> **Aim of the task**: Find each line holding "code" and copy it out.

> **Source data**:

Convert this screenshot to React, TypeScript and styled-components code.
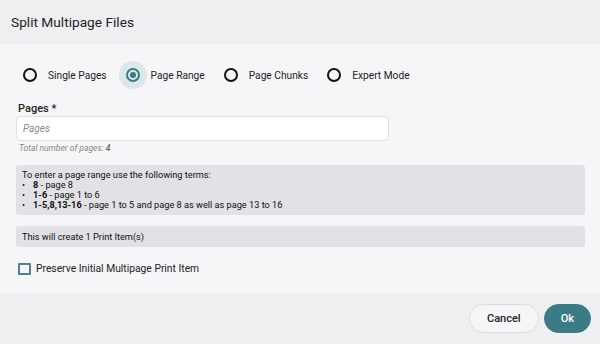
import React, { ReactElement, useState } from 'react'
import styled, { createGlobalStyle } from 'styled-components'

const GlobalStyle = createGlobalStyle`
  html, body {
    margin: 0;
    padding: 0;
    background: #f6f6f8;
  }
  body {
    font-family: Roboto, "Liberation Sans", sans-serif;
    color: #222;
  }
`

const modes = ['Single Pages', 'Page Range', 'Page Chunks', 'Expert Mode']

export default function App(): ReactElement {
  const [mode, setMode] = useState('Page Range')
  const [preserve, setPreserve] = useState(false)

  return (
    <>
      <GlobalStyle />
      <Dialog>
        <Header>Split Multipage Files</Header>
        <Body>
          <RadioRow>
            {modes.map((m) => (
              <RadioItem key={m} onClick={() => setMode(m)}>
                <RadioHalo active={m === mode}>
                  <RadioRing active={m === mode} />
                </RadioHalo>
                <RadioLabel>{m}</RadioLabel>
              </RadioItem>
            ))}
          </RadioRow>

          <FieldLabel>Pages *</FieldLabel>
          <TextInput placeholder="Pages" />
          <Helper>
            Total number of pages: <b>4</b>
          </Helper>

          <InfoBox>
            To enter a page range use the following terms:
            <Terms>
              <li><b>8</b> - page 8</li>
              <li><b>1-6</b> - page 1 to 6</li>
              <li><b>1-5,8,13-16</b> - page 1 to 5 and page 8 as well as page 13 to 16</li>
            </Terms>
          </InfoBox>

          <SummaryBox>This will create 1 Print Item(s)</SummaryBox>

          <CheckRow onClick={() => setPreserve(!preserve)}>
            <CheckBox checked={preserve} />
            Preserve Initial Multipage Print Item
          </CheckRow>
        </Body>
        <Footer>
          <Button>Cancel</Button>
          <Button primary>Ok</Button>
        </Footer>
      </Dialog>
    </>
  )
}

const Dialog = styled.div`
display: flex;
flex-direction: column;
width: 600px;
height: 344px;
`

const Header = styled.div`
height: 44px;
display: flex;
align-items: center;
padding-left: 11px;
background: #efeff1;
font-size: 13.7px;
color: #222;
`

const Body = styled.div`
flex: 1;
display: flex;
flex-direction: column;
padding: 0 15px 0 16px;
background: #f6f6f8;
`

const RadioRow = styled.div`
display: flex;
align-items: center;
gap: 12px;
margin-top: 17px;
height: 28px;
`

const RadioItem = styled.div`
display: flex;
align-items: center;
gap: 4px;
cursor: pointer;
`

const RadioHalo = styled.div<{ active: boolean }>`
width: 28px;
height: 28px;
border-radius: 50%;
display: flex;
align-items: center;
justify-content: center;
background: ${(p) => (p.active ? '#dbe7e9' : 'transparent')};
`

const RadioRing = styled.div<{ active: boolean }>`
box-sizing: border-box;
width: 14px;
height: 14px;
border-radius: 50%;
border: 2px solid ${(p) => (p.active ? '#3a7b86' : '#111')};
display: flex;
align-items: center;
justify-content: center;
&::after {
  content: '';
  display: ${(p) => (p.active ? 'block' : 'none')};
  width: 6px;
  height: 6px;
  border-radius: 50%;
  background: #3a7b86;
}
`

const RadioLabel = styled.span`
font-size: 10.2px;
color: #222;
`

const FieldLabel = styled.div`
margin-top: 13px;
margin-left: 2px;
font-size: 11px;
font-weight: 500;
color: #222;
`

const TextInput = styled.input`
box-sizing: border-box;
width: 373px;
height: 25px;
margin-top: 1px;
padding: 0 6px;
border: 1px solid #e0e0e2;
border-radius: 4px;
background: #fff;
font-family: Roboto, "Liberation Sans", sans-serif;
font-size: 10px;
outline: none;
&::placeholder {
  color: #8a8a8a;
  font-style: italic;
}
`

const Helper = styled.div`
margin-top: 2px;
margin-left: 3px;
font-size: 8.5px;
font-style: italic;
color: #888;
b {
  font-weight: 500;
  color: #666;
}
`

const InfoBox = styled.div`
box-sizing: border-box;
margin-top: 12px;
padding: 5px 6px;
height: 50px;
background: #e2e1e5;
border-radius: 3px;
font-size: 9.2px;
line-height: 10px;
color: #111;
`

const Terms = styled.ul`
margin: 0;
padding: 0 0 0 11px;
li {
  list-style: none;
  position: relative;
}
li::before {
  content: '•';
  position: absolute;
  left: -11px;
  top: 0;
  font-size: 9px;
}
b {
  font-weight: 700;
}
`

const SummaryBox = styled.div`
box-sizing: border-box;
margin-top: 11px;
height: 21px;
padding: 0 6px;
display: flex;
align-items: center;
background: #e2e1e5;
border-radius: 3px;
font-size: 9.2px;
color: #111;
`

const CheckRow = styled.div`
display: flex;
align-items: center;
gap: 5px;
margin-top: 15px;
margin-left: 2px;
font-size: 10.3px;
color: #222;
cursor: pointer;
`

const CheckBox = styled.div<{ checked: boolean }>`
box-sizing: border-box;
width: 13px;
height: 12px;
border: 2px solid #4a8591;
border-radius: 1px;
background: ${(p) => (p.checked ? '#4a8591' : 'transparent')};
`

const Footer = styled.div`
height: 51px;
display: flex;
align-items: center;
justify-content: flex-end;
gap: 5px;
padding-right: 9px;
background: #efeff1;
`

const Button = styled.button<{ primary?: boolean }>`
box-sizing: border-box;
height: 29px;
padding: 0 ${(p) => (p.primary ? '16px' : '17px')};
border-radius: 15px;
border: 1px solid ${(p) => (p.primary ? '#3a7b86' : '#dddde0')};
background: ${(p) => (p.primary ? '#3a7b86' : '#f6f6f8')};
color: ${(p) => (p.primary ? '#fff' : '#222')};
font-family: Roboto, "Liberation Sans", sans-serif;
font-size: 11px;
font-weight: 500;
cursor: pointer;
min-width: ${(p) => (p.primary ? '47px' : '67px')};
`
...
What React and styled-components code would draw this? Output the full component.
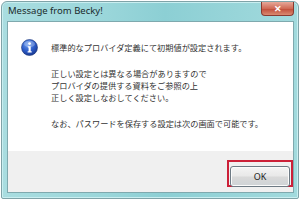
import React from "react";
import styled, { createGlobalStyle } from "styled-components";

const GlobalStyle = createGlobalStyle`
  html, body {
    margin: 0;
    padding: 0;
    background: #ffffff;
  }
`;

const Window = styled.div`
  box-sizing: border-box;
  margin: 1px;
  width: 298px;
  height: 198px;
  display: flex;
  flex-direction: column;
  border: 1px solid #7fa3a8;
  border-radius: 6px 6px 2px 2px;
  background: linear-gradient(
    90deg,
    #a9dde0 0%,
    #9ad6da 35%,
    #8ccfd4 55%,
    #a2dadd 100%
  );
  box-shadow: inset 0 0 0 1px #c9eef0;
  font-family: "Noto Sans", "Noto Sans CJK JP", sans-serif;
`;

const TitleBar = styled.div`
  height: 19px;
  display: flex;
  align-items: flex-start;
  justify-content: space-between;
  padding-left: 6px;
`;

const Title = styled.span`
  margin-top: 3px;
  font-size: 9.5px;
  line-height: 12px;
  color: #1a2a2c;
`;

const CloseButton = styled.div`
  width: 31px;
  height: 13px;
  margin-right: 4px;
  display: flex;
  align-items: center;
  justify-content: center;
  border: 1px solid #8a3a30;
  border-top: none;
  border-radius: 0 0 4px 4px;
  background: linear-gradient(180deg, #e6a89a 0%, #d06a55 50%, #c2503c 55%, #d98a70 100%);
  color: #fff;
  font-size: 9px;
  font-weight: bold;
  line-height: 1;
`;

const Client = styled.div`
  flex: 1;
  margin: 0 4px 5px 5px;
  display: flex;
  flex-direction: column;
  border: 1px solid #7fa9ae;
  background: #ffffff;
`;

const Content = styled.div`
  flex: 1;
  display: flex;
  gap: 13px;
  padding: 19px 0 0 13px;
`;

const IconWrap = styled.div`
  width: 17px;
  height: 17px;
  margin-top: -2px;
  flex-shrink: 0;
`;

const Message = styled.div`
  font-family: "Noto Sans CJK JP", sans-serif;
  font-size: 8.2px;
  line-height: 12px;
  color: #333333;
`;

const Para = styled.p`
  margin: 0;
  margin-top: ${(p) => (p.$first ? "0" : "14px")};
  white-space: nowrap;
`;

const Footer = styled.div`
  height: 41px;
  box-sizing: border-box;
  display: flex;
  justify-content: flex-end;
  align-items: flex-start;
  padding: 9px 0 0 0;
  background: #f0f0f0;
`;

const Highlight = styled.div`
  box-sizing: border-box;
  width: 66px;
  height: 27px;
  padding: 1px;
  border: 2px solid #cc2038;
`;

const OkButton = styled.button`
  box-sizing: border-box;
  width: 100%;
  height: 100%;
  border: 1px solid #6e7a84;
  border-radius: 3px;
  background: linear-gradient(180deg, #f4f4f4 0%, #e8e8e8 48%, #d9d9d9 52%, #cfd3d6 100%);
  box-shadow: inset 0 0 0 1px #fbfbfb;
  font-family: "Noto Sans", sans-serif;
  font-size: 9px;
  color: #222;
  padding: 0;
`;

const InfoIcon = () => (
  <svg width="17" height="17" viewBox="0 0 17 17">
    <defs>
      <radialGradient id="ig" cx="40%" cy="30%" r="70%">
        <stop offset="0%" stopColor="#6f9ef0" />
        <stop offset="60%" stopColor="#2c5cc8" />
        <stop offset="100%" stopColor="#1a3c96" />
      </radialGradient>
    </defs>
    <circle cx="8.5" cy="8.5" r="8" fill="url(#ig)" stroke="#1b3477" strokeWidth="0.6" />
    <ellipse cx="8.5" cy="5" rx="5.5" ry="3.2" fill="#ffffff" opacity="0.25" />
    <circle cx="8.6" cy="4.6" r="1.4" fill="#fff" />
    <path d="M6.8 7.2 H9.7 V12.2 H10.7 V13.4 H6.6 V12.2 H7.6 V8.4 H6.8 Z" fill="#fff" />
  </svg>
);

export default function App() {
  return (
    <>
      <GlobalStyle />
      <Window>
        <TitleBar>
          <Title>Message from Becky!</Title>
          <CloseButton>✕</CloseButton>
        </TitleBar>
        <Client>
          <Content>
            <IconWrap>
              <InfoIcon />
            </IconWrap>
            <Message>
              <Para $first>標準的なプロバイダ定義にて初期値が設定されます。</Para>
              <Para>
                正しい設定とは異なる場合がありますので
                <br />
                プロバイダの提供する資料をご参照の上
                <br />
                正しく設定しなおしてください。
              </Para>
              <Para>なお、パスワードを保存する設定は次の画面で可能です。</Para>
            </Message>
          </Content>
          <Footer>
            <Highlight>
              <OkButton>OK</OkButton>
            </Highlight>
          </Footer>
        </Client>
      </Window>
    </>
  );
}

> **Final result**:
Convert this screenshot to React, TypeScript and styled-components code.
What React and styled-components code would draw this? Output the full component.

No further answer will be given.